What is being asked
Going from the top of the data below, give again each line through the one containing "sistema) ---------- */", both ends kept.

################

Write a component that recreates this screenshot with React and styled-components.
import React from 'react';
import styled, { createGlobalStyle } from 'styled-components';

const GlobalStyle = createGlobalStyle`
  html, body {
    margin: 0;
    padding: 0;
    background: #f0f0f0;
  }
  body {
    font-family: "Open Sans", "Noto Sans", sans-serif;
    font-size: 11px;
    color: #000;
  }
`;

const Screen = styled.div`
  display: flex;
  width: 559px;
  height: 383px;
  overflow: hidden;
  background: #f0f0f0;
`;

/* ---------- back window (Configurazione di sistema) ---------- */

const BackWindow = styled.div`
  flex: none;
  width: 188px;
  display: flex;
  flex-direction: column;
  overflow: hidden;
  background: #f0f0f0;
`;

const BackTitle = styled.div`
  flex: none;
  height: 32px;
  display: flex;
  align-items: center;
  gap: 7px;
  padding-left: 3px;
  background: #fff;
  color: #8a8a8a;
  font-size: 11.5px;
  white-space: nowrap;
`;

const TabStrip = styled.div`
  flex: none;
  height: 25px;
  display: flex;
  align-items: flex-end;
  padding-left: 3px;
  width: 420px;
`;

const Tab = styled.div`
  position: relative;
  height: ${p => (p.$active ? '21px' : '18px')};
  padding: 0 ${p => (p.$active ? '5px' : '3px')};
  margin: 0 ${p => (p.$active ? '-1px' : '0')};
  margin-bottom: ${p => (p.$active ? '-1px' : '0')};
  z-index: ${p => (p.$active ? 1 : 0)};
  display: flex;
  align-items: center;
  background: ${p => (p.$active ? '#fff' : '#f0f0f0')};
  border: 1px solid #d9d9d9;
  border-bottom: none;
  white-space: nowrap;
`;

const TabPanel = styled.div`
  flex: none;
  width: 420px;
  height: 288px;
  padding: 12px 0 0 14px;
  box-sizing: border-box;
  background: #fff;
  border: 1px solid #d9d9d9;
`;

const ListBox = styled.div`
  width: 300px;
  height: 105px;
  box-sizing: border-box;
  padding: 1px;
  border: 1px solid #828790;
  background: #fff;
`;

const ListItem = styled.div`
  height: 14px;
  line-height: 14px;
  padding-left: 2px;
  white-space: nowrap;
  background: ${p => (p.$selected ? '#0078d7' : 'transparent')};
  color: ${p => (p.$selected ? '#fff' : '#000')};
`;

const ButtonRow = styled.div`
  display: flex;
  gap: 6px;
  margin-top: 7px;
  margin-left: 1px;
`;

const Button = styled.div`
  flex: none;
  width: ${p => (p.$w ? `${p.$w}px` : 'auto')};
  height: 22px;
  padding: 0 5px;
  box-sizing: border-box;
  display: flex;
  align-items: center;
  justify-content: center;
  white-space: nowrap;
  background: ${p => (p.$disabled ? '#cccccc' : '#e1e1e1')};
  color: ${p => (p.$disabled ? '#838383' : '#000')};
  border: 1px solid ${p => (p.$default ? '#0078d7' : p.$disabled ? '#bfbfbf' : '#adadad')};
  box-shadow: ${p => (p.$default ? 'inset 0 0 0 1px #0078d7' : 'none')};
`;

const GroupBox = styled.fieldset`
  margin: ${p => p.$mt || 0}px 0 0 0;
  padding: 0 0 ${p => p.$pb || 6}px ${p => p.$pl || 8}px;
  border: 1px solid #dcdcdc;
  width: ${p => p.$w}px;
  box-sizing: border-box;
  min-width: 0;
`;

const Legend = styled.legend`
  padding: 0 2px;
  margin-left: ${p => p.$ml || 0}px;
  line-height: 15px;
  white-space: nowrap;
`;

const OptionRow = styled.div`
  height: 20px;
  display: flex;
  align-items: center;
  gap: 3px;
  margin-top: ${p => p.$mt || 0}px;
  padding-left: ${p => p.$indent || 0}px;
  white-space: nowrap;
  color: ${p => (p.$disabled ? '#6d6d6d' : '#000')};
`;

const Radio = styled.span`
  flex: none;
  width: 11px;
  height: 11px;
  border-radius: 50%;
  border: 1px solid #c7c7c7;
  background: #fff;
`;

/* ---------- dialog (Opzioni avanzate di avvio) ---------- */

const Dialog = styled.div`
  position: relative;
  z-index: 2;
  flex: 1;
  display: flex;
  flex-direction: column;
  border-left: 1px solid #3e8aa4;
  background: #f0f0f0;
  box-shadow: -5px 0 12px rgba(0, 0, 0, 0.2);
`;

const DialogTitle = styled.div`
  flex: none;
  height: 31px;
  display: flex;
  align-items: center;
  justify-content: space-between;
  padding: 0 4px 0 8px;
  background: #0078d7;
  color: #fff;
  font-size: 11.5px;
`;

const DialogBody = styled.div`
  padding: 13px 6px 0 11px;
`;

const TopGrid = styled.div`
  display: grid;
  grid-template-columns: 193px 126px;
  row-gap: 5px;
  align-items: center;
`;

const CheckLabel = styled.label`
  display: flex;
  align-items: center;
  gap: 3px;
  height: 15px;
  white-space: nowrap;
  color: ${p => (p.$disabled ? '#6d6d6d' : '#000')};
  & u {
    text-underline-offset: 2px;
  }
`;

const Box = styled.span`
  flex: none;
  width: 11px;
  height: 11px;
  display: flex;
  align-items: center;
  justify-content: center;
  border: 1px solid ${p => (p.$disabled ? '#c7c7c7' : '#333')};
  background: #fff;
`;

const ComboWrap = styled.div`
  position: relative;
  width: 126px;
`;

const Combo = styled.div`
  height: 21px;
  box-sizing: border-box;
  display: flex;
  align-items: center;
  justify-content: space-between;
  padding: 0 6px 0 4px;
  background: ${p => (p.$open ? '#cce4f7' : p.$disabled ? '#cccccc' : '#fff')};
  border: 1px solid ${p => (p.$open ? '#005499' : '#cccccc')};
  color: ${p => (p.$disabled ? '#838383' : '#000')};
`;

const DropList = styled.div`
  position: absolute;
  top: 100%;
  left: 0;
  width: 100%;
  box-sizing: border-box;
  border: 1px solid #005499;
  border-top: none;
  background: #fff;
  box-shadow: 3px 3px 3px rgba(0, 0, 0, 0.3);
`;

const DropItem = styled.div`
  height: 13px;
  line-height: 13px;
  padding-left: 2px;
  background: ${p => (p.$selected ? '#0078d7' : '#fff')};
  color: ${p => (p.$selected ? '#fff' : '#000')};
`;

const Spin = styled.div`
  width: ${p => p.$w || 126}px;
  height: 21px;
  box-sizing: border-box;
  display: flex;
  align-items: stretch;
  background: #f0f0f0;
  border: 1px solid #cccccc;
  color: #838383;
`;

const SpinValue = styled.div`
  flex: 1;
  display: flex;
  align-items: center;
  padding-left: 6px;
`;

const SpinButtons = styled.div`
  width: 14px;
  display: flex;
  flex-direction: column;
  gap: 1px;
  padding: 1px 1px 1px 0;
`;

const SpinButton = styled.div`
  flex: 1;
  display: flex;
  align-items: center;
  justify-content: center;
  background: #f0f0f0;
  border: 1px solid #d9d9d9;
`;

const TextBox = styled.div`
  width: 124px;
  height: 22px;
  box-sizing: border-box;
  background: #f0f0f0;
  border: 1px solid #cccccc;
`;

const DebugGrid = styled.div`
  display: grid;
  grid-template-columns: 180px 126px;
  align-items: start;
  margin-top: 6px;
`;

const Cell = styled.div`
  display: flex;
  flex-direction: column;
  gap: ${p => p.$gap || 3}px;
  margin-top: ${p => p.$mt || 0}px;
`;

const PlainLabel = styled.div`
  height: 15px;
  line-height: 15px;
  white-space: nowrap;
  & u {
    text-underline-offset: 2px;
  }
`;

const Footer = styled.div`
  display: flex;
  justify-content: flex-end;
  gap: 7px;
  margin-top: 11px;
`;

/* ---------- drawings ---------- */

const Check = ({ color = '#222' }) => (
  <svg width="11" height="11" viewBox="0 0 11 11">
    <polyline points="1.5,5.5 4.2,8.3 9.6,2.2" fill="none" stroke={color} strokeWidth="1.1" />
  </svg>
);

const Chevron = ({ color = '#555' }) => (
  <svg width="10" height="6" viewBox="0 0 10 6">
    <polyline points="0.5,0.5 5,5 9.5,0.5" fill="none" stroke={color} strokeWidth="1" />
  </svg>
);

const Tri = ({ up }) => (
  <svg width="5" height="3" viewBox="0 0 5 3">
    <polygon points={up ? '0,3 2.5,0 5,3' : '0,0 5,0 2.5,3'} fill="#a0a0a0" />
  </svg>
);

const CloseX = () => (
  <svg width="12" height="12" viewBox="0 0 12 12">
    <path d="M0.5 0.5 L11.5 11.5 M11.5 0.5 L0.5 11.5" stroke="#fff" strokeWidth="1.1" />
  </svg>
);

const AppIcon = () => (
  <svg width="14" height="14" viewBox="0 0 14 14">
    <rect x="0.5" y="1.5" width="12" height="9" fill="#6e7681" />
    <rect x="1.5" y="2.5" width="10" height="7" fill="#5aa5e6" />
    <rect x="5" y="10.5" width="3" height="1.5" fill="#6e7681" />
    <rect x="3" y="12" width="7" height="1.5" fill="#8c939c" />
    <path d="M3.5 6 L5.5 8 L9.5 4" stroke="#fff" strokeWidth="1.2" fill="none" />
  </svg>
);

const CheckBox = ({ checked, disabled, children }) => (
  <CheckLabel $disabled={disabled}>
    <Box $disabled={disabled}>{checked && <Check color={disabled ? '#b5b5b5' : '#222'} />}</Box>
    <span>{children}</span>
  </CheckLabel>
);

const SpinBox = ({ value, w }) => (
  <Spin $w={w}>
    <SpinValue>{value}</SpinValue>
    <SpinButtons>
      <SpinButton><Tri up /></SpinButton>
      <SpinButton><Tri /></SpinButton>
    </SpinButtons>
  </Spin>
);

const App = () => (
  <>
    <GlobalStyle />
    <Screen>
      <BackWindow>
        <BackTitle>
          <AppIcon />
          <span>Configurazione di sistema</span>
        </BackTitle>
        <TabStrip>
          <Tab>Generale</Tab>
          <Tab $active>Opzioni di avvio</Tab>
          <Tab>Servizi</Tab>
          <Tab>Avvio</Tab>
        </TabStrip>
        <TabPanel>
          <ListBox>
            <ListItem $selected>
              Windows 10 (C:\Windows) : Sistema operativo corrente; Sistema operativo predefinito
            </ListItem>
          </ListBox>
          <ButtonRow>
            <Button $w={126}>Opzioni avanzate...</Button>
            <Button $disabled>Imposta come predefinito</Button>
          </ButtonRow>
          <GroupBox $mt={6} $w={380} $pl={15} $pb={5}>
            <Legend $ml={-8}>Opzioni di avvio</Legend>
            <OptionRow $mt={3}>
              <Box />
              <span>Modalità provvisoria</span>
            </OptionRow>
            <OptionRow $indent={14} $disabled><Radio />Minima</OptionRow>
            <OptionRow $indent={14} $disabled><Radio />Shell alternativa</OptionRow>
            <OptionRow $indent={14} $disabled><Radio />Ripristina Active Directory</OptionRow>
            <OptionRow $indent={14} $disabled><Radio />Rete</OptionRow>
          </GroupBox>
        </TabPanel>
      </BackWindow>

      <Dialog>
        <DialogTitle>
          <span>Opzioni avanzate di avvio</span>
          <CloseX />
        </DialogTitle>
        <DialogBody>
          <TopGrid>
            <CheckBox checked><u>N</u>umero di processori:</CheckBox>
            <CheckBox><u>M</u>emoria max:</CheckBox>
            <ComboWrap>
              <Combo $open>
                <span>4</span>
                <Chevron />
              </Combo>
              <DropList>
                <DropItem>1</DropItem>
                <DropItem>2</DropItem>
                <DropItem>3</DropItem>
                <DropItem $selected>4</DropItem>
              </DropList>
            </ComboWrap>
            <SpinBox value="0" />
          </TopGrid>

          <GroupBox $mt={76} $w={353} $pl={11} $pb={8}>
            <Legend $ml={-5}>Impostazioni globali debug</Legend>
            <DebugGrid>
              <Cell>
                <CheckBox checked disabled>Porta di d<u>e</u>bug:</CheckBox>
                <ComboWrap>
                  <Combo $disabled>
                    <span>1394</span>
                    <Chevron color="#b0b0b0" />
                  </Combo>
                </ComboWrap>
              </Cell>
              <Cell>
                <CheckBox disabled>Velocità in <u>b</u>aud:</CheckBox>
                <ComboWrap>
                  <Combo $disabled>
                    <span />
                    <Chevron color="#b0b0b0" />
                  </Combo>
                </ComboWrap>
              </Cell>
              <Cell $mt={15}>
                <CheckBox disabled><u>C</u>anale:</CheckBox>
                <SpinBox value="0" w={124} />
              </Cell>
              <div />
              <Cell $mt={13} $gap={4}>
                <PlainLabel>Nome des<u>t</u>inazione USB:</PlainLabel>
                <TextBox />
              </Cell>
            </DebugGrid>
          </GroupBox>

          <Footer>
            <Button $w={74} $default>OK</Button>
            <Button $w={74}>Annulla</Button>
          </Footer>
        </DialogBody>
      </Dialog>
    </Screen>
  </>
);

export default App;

################

Exercise answer
Write a component that recreates this screenshot with React and styled-components.
import React from 'react';
import styled, { createGlobalStyle } from 'styled-components';

const GlobalStyle = createGlobalStyle`
  html, body {
    margin: 0;
    padding: 0;
    background: #f0f0f0;
  }
  body {
    font-family: "Open Sans", "Noto Sans", sans-serif;
    font-size: 11px;
    color: #000;
  }
`;

const Screen = styled.div`
  display: flex;
  width: 559px;
  height: 383px;
  overflow: hidden;
  background: #f0f0f0;
`;

/* ---------- back window (Configurazione di sistema) ---------- */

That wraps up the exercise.